Collected material
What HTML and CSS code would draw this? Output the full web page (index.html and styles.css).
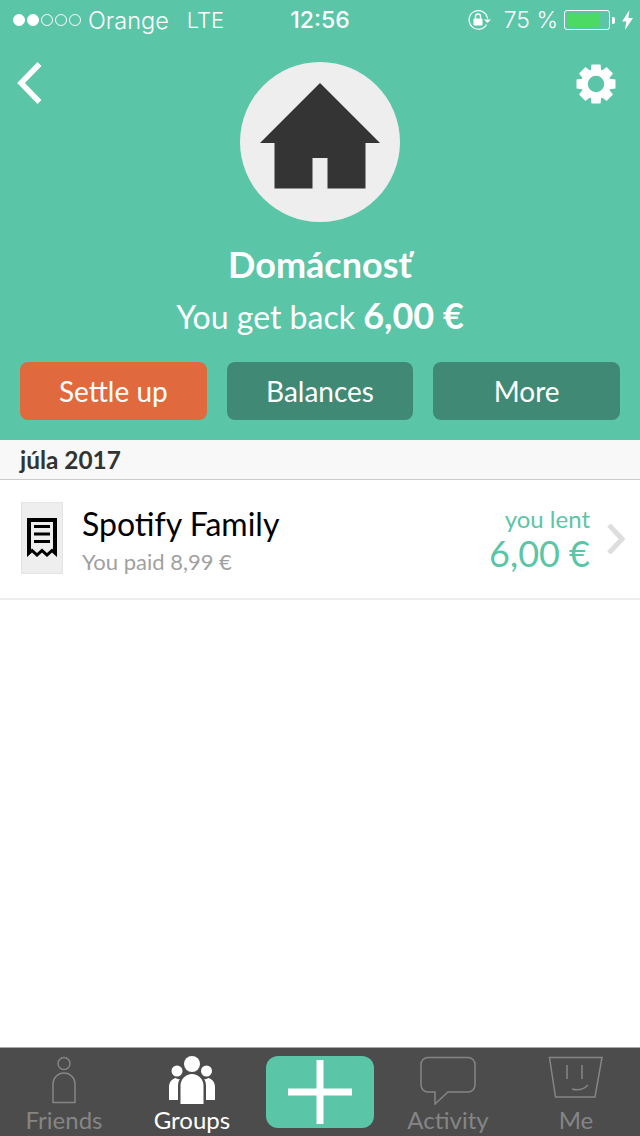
FILE: index.html
```html
<!DOCTYPE html>
<html lang="en">
<head>
<meta charset="utf-8">
<title>Domácnosť</title>
<link rel="stylesheet" href="styles.css">
</head>
<body>
<div class="app">
  <header class="hero">
    <div class="status">
      <div class="status-left">
        <div class="signal"><i class="on"></i><i class="on"></i><i></i><i></i><i></i></div>
        <span class="carrier">Orange</span>
        <span class="net">LTE</span>
      </div>
      <div class="clock">12:56</div>
      <div class="status-right">
        <svg class="lock" width="26" height="22" viewBox="0 0 26 22"><path d="M19.5 15.5A9.3 9.3 0 1 1 20.6 9.6" fill="none" stroke="#fff" stroke-width="1.2"/><path d="M17 10.5h7l-3.5 3.5z" fill="#fff"/><rect x="6.5" y="9.5" width="9" height="7" rx="1" fill="#fff"/><path d="M8.500 9.500V7.500a2.500 2.500 0 0 1 5 0v2" fill="none" stroke="#fff" stroke-width="1.400"/></svg>
        <span class="pct">75 %</span>
        <div class="battery"><div class="battery-fill"></div></div>
        <div class="battery-tip"></div>
        <svg class="bolt" width="11" height="20" viewBox="0 0 11 20"><path d="M7.500 0L0 11.500h4.300L3 20l8-12H6.300z" fill="#fff"/></svg>
      </div>
    </div>
    <div class="top">
      <svg class="back" width="30" height="46" viewBox="0 0 30 46"><path d="M24.500 4L6 23l18.500 19" fill="none" stroke="#fff" stroke-width="5.500"/></svg>
      <div class="avatar">
        <svg width="120" height="106" viewBox="0 0 120 106"><path d="M60 0L120 60H105.500V105.500H67.500V75H52.500V105.500H14.500V60H0Z" fill="#343434"/></svg>
      </div>
      <svg class="gear" width="40" height="40" viewBox="0 0 40 40">
        <g fill="#fff">
          <path d="M15.500 0.500H24.500L25.500 8H14.500ZM15.500 39.500H24.500L25.500 32H14.500Z"/>
          <path d="M15.500 0.500H24.500L25.500 8H14.500ZM15.500 39.500H24.500L25.500 32H14.500Z" transform="rotate(45 20 20)"/>
          <path d="M15.500 0.500H24.500L25.500 8H14.500ZM15.500 39.500H24.500L25.500 32H14.500Z" transform="rotate(90 20 20)"/>
          <path d="M15.500 0.500H24.500L25.500 8H14.500ZM15.500 39.500H24.500L25.500 32H14.500Z" transform="rotate(135 20 20)"/>
        </g>
        <circle cx="20" cy="20" r="11.500" fill="none" stroke="#fff" stroke-width="6.500"/>
      </svg>
    </div>
    <h1 class="title">Domácnosť</h1>
    <p class="balance">You get back <b>6,00 €</b></p>
    <div class="actions">
      <button class="btn btn-settle">Settle up</button>
      <button class="btn">Balances</button>
      <button class="btn">More</button>
    </div>
  </header>
  <div class="month">júla 2017</div>
  <div class="expense">
    <div class="receipt">
      <svg width="30" height="40" viewBox="0 0 30 40"><path d="M0 0H30V39L25 34.500 20 39 15 34.500 10 39 5 34.500 0 39Z" fill="#000"/><path d="M4 4H26V31.500L25 30.500 20 35 15 30.500 10 35 5 30.500 4 31.500Z" fill="#eee"/><path d="M7 8.500H23M7 16H23M7 23.500H23" stroke="#000" stroke-width="3"/></svg>
    </div>
    <div class="info">
      <div class="name">Spotify Family</div>
      <div class="paid">You paid 8,99 €</div>
    </div>
    <div class="lent">
      <div class="lent-label">you lent</div>
      <div class="lent-amount">6,00 €</div>
    </div>
    <svg class="chev" width="18" height="30" viewBox="0 0 18 30"><path d="M2 1L15 15 2 29" fill="none" stroke="#dedede" stroke-width="5"/></svg>
  </div>
  <div class="spacer"></div>
  <nav class="tabs">
    <div class="tab">
      <svg width="40" height="50" viewBox="0 0 40 50"><g fill="none" stroke="#858585" stroke-width="1.500"><circle cx="20" cy="8.500" r="6"/><path d="M9 47.500V29a11 11 0 0 1 22 0V47.500Z"/></g></svg>
      <span>Friends</span>
    </div>
    <div class="tab tab-active">
      <svg width="50" height="50" viewBox="0 0 50 50"><g fill="#fff"><circle cx="25" cy="9" r="8"/><circle cx="10" cy="16" r="5.500"/><circle cx="39.500" cy="16" r="5.500"/><path d="M13.500 49V31a11.500 12 0 0 1 23 0V49Z"/><path d="M2 45V32c0-5 3-8 6.500-9 1.500 1 3 1.500 4.500 1-1.500 2-2 4.500-2 7V45Z"/><path d="M48 45V32c0-5-3-8-6.500-9-1.500 1-3 1.500-4.500 1 1.500 2 2 4.500 2 7V45Z"/></g></svg>
      <span>Groups</span>
    </div>
    <button class="add" aria-label="Add">
      <svg width="64" height="64" viewBox="0 0 64 64"><path d="M0 28.500H64V35.500H0ZM28.500 0H35.500V64H28.500Z" fill="#fff"/></svg>
    </button>
    <div class="tab">
      <svg width="58" height="50" viewBox="0 0 58 50"><path d="M9 2.500H49a7 7 0 0 1 7 7V30a7 7 0 0 1-7 7H29L16 49V37H9a7 7 0 0 1-7-7V9.500a7 7 0 0 1 7-7Z" fill="none" stroke="#858585" stroke-width="1.500"/></svg>
      <span>Activity</span>
    </div>
    <div class="tab">
      <svg width="56" height="50" viewBox="0 0 56 50"><g fill="none" stroke="#858585" stroke-width="1.500"><path d="M1.500 2.500H54L47 42H7.500Z"/><path d="M19 10V24M34 10V24"/><path d="M24 34c5 1.500 11 1 16-4"/></g></svg>
      <span>Me</span>
    </div>
  </nav>
</div>
</body>
</html>
```
FILE: styles.css
```css
* { box-sizing: border-box; }
html, body { margin: 0; padding: 0; }
body { font-family: Lato, "Open Sans", sans-serif; background: #fff; }
.app { width: 640px; height: 1136px; display: flex; flex-direction: column; overflow: hidden; }

.hero { background: #5bc5a7; height: 440px; color: #fff; display: flex; flex-direction: column; flex: none; }

.status { height: 40px; display: flex; justify-content: space-between; align-items: center; padding: 0 7px 0 13px; position: relative; font-family: Inter, sans-serif; font-weight: 300; font-size: 23px; }
.status-left { display: flex; align-items: center; }
.signal { display: flex; gap: 2px; margin-right: 7px; }
.signal i { width: 12px; height: 12px; border: 1px solid #fff; border-radius: 50%; display: block; }
.signal i.on { background: #fff; }
.carrier { font-size: 23.500px; }
.net { margin-left: 18px; font-size: 22px; }
.clock { position: absolute; left: 0; right: 0; text-align: center; font-weight: 500; font-size: 23px; pointer-events: none; }
.status-right { display: flex; align-items: center; }
.lock { margin-right: 11px; }
.pct { margin-right: 6px; }
.battery { width: 46px; height: 20px; border: 1px solid #fff; border-radius: 3px; padding: 2px; }
.battery-fill { width: 32px; height: 100%; background: #4cd964; border-radius: 1px; }
.battery-tip { width: 3px; height: 7px; background: #fff; margin-left: 2px; margin-right: 7px; border-radius: 0 2px 2px 0; }

.top { height: 182px; display: grid; grid-template-columns: 1fr 160px 1fr; padding: 22px 20px 0; }
.back { margin: -2px 0 0 -5px; }
.avatar { width: 160px; height: 160px; border-radius: 50%; background: #eee; display: flex; align-items: center; justify-content: center; padding-bottom: 13px; }
.gear { justify-self: end; margin: 2px 4px 0 0; }

.title { margin: 21px 0 0; font-size: 36px; line-height: 42px; font-weight: 700; text-align: center; }
.balance { margin: 9px 0 0; font-size: 32px; line-height: 42px; font-weight: 400; text-align: center; }
.balance b { font-size: 36px; font-weight: 700; }

.actions { display: grid; grid-template-columns: repeat(3, 1fr); gap: 20px; padding: 0 20px; margin-top: 24px; }
.btn { height: 58px; border: 0; border-radius: 8px; background: #408a75; color: #fff; font-family: inherit; font-size: 28px; padding: 0; }
.btn-settle { background: #e0693e; }

.month { height: 40px; background: #f8f8f8; border-bottom: 1px solid #ccc; padding-left: 20px; font-size: 24.400px; font-weight: 700; line-height: 40px; color: #333; flex: none; }

.expense { height: 120px; display: flex; align-items: center; padding: 0 15px 0 21px; border-bottom: 2px solid #eee; flex: none; }
.receipt { width: 42px; height: 72px; background: #eee; border: 1px solid #e4e4e4; display: flex; align-items: center; justify-content: center; margin: 0 19px 2px 0; }
.info { flex: 1; margin-top: 2px; }
.name { font-size: 32px; line-height: 40px; color: #000; }
.paid { font-size: 22px; line-height: 28px; color: #a0a0a0; margin-top: 4px; }
.lent { text-align: right; color: #5bc5a7; margin-right: 17px; }
.lent-label { font-size: 24px; line-height: 28px; margin-top: -2px; }
.lent-amount { font-size: 36px; line-height: 38px; margin-top: 1px; }

.spacer { flex: 1; }

.tabs { height: 89px; background: #4c4c4c; border-top: 1px solid #aaa; display: grid; grid-template-columns: repeat(5, 128px); flex: none; }
.tab { display: flex; flex-direction: column; align-items: center; color: #858585; font-size: 24px; line-height: 26px; padding-top: 7px; }
.tab svg { display: block; flex: none; }
.tab span { margin-top: 2px; }
.tab-active { color: #fff; }
.add { justify-self: center; margin-top: 8px; width: 108px; height: 72px; border: 0; background: #5bc5a7; border-radius: 12px; display: flex; align-items: center; justify-content: center; padding: 0; }
```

Work to be completed
Find the lines with the string "index" and reproduce them.

Solved problem
What HTML and CSS code would draw this? Output the full web page (index.html and styles.css).
FILE: index.html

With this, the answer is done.